- EXERCISE DESCRIPTION: Show each line that has the string "with" in it.

- RECORDS FOR PROCESSING:
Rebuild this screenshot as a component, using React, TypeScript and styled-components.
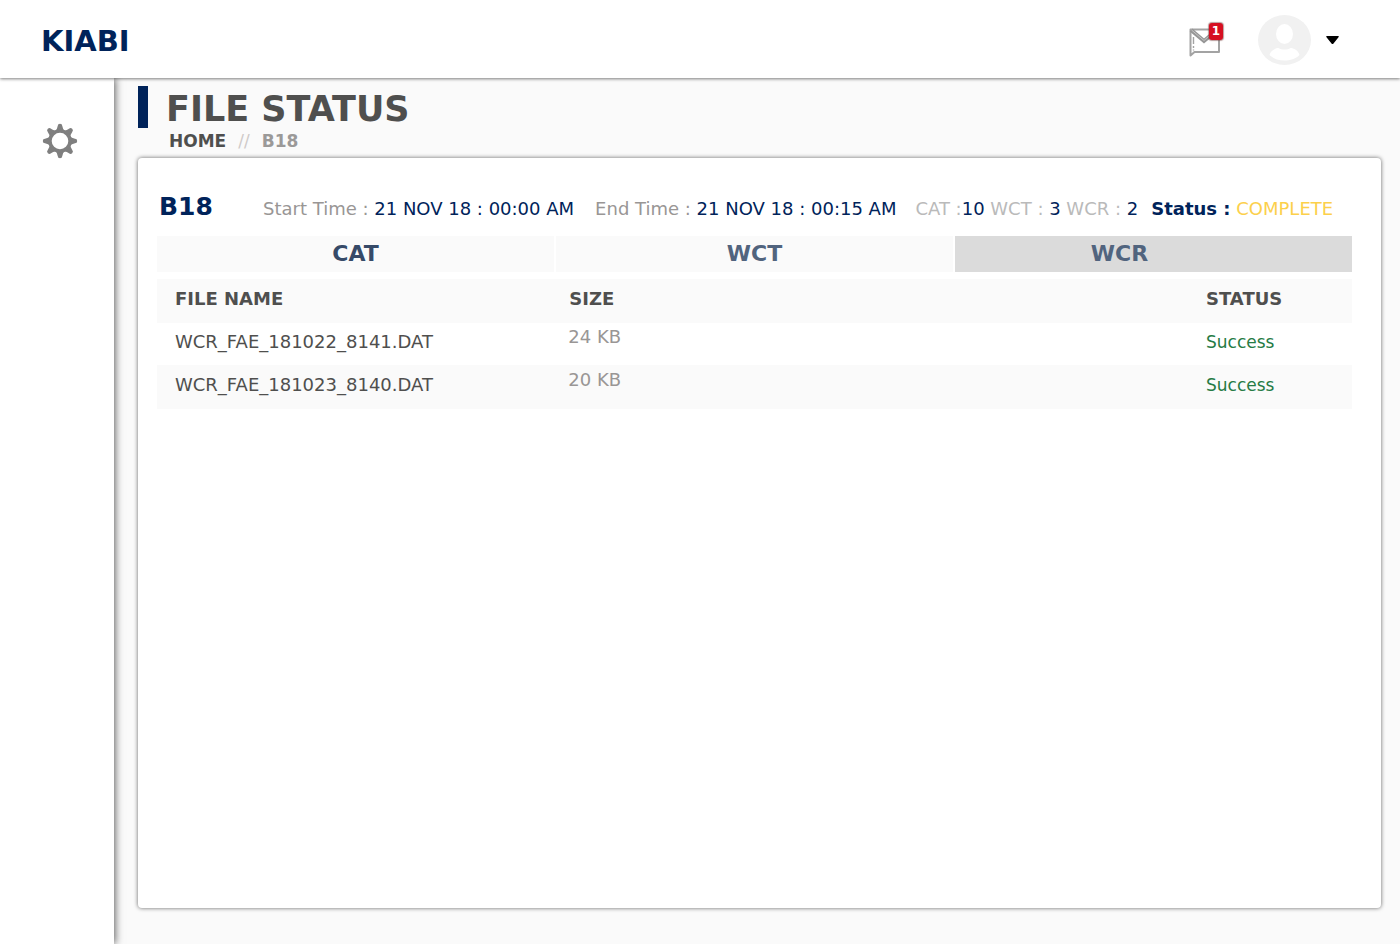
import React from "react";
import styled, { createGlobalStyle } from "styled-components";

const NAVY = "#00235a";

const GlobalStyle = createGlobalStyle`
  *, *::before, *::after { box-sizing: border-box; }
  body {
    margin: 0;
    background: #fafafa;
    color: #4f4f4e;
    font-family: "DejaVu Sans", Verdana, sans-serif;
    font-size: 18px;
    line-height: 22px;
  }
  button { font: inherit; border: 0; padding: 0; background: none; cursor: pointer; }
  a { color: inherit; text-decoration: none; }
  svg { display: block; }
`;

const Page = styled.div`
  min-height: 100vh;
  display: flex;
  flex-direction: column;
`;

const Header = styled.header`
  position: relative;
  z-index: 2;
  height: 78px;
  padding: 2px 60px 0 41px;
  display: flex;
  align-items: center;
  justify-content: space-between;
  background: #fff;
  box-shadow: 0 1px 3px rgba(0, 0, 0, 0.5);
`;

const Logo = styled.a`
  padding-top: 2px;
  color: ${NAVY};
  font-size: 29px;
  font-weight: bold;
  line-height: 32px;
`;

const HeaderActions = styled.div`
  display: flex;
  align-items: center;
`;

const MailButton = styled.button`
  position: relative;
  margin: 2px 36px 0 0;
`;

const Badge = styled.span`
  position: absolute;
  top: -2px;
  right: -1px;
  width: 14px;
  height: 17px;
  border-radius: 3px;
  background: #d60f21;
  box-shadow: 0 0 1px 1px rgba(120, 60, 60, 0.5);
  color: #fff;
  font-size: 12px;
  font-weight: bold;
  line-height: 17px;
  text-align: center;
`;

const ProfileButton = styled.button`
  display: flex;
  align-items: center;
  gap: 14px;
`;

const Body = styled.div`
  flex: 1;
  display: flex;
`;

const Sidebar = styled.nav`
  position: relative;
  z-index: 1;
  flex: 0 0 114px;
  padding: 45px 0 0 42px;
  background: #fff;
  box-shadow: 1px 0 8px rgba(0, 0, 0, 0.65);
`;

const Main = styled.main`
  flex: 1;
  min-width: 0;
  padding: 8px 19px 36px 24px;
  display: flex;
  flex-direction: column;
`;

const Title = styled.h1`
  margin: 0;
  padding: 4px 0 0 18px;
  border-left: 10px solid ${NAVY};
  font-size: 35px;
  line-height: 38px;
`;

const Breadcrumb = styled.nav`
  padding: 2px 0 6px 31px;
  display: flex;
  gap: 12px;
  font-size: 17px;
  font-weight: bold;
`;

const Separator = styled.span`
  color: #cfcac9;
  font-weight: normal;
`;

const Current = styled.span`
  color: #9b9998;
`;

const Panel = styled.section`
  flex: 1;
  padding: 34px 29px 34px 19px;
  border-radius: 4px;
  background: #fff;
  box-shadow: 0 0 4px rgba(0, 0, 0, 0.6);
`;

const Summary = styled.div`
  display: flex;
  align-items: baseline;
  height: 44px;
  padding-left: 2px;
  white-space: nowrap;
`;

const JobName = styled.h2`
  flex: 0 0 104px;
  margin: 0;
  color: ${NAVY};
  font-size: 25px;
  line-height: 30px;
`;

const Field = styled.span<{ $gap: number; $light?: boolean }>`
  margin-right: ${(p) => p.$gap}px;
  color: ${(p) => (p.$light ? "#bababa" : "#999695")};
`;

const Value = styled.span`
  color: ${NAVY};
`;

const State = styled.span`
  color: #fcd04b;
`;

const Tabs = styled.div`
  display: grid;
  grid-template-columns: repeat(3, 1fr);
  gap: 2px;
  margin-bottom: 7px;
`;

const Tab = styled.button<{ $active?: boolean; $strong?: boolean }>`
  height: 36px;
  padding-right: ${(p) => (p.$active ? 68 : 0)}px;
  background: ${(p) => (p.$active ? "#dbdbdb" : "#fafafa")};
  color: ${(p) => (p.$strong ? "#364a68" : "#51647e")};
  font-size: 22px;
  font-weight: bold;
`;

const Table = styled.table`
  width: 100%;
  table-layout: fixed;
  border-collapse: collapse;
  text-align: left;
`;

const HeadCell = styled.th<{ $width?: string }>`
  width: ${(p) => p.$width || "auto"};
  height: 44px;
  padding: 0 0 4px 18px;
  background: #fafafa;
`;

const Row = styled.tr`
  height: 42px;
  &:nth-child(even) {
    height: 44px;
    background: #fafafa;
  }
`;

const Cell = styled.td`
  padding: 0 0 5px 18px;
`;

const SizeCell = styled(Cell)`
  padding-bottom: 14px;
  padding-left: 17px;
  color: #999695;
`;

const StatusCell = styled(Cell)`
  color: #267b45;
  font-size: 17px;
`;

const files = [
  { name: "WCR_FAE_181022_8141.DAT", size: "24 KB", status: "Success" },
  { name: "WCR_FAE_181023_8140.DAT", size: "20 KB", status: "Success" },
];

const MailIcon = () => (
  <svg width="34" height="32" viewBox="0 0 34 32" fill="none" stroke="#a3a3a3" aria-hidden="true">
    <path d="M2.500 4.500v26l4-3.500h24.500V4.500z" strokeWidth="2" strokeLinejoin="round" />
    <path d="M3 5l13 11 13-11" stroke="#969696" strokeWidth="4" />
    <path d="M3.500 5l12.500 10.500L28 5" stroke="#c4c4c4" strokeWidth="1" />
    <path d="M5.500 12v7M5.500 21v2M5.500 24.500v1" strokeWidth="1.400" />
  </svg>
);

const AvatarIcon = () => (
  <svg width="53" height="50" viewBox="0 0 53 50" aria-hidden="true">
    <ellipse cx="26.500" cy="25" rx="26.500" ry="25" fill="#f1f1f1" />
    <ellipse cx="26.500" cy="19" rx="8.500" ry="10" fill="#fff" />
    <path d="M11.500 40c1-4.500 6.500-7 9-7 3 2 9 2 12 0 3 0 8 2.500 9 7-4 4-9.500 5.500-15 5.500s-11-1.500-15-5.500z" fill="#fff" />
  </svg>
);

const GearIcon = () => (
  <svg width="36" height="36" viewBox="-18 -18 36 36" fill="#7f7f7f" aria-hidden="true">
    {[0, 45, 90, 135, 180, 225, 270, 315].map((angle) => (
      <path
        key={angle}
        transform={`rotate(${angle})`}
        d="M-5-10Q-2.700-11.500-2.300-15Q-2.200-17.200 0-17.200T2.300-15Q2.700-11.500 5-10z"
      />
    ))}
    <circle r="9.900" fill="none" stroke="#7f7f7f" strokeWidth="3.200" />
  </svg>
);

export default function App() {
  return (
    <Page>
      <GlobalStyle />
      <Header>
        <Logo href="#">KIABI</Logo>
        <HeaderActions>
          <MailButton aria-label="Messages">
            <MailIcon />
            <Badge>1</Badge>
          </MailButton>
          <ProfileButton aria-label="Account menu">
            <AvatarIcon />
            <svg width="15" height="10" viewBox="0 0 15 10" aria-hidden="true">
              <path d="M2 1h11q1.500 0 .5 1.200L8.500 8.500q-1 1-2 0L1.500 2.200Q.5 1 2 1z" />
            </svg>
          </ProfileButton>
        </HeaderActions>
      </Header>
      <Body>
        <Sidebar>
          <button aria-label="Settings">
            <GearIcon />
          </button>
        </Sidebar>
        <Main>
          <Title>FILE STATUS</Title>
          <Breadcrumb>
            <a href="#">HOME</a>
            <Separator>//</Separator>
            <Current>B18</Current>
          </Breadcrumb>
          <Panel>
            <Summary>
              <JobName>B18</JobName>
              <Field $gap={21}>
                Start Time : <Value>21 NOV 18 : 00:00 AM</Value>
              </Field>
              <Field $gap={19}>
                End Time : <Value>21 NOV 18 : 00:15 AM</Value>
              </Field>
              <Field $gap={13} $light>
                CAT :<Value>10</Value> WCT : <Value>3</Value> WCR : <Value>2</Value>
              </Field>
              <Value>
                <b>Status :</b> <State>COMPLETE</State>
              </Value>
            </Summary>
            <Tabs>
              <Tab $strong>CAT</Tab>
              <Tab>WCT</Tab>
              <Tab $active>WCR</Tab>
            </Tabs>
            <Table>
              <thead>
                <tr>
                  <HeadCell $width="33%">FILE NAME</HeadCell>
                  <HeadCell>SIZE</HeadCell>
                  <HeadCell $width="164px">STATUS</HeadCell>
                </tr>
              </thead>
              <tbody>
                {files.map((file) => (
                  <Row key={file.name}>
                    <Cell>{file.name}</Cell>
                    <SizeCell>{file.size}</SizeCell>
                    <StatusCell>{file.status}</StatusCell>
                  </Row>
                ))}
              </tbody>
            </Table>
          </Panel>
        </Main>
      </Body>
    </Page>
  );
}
---
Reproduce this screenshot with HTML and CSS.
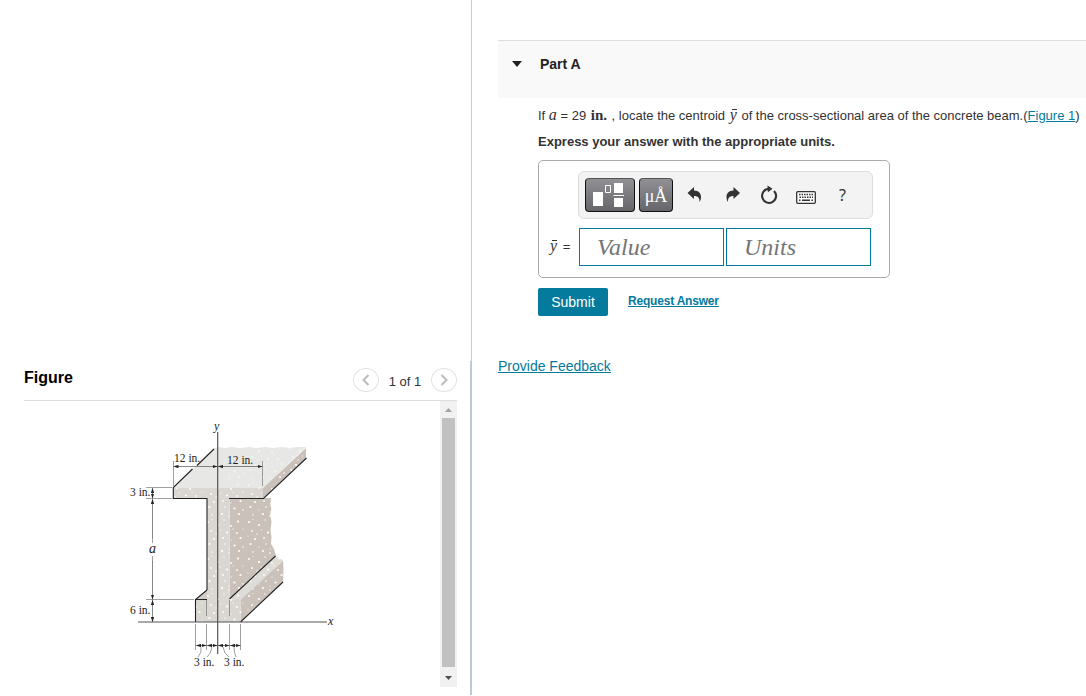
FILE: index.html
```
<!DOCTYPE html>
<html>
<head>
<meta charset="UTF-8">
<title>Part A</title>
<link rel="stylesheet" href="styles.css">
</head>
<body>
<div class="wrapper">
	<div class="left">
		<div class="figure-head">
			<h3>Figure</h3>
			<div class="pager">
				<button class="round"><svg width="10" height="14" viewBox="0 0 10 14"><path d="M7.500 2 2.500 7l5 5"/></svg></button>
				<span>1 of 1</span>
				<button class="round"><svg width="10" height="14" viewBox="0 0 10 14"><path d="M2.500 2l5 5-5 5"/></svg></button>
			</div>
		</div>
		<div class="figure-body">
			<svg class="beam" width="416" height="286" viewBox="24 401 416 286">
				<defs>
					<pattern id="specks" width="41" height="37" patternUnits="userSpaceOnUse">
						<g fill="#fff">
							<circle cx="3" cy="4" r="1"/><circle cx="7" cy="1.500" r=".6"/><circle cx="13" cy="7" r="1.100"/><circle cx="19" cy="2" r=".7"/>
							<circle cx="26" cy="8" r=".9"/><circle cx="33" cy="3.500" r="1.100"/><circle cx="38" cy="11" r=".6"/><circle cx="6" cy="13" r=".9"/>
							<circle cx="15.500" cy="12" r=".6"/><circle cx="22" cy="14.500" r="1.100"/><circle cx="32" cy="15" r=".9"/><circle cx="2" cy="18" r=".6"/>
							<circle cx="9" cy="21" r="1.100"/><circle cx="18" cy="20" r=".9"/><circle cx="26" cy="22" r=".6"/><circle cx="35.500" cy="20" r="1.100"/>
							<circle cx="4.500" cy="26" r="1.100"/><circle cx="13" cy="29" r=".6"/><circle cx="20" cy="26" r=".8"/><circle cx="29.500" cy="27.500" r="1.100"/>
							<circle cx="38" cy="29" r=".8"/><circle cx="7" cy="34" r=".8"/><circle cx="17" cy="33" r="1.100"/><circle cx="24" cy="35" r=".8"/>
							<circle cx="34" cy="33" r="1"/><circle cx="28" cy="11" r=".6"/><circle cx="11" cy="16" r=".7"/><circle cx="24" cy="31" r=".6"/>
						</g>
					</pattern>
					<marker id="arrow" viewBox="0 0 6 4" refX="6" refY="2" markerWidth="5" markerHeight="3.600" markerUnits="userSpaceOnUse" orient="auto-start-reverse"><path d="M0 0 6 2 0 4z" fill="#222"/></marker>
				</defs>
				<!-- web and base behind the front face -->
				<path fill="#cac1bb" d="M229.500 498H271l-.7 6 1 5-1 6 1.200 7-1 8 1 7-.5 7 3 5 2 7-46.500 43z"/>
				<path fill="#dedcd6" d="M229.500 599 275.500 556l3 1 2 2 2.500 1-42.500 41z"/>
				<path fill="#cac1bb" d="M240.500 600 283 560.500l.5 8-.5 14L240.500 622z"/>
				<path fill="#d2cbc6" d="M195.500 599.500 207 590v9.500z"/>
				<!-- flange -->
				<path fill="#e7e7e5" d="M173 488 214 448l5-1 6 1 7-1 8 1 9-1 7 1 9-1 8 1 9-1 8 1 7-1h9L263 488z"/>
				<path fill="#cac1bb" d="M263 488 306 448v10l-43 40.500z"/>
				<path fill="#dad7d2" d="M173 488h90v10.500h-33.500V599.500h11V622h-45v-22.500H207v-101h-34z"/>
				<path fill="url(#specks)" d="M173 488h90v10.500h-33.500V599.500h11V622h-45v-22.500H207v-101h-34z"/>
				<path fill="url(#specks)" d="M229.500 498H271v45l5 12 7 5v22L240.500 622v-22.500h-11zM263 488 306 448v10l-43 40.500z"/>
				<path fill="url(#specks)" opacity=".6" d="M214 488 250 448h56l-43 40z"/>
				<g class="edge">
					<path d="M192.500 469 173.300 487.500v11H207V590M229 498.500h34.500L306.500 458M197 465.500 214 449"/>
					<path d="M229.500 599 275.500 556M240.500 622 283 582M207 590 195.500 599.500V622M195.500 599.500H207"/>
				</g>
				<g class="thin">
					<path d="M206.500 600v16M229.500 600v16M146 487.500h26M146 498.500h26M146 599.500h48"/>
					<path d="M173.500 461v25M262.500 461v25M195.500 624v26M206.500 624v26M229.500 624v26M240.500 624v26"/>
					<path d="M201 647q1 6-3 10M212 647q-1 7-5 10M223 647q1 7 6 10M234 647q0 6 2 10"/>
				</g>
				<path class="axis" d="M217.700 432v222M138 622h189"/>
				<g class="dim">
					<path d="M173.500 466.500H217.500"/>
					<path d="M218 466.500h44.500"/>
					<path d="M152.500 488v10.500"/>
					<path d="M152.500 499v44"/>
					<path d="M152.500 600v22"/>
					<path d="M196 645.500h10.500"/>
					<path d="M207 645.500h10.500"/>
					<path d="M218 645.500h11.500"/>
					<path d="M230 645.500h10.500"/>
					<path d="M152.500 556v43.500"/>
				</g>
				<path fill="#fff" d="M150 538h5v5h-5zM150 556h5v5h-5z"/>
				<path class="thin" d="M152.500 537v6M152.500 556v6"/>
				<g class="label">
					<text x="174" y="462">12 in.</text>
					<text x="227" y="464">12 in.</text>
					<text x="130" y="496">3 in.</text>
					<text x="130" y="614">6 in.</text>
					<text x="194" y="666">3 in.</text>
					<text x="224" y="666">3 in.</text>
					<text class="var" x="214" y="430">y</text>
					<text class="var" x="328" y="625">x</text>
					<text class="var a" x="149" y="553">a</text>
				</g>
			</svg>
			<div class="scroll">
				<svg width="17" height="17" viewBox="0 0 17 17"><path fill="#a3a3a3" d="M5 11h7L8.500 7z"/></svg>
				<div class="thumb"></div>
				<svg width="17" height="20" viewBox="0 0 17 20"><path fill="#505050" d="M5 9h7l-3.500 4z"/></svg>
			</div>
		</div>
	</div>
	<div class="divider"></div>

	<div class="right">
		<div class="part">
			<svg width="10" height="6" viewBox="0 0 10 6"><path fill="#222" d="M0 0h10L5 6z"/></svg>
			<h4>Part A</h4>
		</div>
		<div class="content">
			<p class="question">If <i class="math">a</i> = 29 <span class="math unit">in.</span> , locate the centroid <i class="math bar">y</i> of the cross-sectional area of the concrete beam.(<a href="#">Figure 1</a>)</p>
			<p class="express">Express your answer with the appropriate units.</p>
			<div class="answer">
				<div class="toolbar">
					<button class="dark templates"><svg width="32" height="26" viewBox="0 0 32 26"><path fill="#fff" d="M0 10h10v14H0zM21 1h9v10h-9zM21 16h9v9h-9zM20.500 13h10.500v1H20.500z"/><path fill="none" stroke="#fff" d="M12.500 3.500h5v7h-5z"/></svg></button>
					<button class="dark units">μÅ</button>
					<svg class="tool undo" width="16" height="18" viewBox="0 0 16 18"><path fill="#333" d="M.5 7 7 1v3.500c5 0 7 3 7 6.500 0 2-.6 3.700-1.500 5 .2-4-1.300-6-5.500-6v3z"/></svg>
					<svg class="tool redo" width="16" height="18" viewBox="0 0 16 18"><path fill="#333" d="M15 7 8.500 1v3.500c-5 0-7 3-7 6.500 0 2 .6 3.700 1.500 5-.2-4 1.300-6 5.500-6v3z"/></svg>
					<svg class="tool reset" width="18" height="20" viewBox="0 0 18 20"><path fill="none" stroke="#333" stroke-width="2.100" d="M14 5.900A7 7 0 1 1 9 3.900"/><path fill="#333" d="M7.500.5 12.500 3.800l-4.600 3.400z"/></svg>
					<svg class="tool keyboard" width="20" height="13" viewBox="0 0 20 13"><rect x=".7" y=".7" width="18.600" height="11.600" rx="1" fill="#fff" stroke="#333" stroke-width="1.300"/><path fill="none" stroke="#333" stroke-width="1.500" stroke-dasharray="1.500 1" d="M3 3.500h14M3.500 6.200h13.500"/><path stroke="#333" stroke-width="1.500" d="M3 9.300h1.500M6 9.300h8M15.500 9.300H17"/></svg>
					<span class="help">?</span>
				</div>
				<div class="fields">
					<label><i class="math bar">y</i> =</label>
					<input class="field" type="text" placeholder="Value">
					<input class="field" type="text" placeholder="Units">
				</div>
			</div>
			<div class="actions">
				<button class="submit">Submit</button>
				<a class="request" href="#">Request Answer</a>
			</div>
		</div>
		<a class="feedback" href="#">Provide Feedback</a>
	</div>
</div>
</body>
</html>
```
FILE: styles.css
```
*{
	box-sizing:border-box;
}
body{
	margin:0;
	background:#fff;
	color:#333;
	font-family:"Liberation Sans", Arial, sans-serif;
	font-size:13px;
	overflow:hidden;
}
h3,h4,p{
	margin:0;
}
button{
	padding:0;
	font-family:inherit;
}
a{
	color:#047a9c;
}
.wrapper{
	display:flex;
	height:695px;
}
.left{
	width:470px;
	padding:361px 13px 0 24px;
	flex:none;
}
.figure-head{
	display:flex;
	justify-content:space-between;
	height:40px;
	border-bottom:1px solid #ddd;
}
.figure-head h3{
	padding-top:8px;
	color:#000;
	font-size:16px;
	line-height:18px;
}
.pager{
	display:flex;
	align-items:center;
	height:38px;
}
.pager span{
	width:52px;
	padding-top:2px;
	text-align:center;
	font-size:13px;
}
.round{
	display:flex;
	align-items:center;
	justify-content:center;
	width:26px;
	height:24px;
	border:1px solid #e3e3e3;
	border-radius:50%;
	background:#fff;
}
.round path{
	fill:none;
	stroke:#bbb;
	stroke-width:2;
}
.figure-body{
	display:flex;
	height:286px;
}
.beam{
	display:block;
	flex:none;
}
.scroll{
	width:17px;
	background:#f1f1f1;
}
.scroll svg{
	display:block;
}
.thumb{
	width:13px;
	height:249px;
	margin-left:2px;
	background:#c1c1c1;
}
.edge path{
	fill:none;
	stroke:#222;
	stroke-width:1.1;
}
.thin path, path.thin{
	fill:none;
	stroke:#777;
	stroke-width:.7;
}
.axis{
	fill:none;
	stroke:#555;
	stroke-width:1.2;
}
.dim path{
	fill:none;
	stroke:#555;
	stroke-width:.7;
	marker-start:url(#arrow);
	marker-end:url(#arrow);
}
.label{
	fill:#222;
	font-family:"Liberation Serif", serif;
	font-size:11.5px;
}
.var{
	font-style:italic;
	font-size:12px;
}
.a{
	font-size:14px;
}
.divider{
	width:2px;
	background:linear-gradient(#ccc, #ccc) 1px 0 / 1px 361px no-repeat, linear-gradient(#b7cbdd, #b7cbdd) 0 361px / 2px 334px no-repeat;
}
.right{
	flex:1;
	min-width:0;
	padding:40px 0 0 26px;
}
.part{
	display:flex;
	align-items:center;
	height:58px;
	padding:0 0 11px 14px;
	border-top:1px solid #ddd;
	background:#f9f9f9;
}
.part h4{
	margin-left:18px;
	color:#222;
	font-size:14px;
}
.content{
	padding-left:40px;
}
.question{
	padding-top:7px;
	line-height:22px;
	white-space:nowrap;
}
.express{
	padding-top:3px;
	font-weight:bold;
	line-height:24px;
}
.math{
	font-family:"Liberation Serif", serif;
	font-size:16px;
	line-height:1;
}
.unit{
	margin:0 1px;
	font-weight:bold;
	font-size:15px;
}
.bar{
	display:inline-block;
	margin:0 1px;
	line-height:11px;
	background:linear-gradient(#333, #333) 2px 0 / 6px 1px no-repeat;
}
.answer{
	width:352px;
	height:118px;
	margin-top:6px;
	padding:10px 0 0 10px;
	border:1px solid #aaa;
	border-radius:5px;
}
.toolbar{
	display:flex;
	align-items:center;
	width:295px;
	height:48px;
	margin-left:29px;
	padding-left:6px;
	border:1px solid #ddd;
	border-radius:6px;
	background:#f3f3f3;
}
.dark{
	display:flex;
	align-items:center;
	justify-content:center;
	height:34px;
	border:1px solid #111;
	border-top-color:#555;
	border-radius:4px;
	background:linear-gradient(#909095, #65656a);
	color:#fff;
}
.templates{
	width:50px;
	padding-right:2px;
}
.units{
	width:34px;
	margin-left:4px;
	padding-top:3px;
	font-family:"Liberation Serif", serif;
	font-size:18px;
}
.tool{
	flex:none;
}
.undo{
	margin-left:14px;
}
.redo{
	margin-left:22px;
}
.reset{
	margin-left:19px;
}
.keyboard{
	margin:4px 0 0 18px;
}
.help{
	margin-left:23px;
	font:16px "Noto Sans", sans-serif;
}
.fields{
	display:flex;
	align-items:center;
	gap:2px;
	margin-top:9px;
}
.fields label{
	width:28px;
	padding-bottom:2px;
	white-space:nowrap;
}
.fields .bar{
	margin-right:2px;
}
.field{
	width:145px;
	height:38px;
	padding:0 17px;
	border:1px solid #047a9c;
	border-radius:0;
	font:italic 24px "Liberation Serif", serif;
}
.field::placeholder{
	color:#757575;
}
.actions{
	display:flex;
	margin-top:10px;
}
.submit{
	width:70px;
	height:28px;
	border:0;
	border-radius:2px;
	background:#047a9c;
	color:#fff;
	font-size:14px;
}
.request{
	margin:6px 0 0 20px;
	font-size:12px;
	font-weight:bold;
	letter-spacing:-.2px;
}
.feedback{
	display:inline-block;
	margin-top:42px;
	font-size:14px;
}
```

- EXPECTED OUTPUT:
Reproduce this screenshot with HTML and CSS.
			<p class="express">Express your answer with the appropriate units.</p>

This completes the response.